Can you—or how do you—switch a relay using the power being directed to a speaker from an AV Receiver?

Here's what I'm working on:

In my kids playroom is an iMac on the East wall, and a projector on the North wall. When we want to watch on the projector we turn 90° to the right to a screen we pull across the middle of the room. This has worked great for the past couple years because my stereo system was old and basic and just filled the room with a blanket of sound.

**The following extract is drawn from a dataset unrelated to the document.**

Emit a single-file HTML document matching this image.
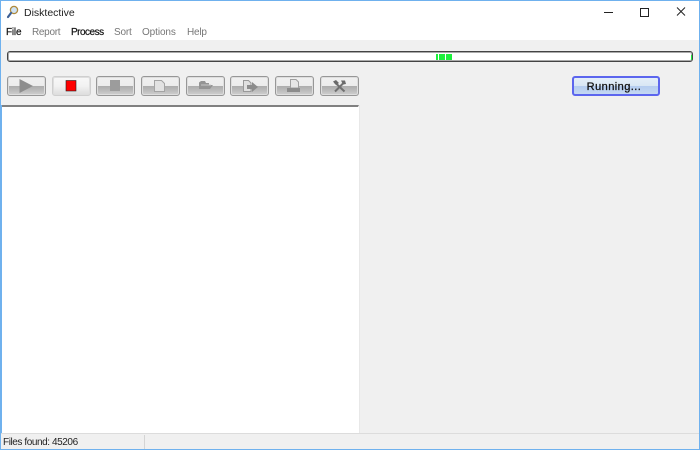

I recently purchased a used AV receiver (Sony STR-DG720) with 7.1 Dolby Surround Sound, now I have problem because my sound system has a definite front to it. I have it set up with the iMac being in the front and the speakers mounted in the drop ceiling (this made the most sense for the shape of the room). Now I'm trying to figure out a way to rotate the surround sound 90° when we watch a show on the projector.

I went through a number of concepts and this is what I would like to make work somehow:

Sound rotator
[SBR & SBL = "Surround Back Right & Left", SR & SL = "Surround Right & Left", C = "Center" (front), FR & FL (B) = Front R&L 'B', FR & FL (A) = Front 'A'. Look at the speaker labels to see which speaker is switched to which channel.]

The AV Receiver has a speaker selector for the front R/L speakers for selecting an alternate set of stereo speakers (Front 'A' and Front 'B'). The idea is when I switch from Front 'B' to 'A' with the remote, the power from the 'A' speakers switches all the relays for the rest of the speakers.

The part I don't know is if the power for the speakers can accommodate this. It's 105 watts for each speaker, but I don't know enough to know if that's a constant voltage or not. I imagine I need at least one more component here if it can work in principle, but I don't know what that component is.


1 Answer 1


No, you cannot drive relays with audio outputs, in any case they will switch weirdly when high power sound is send to them, back to normal when sound is quiet. All this assuming you don't blow up anything.

I really don't know much of high end audio equipment to give more info about this.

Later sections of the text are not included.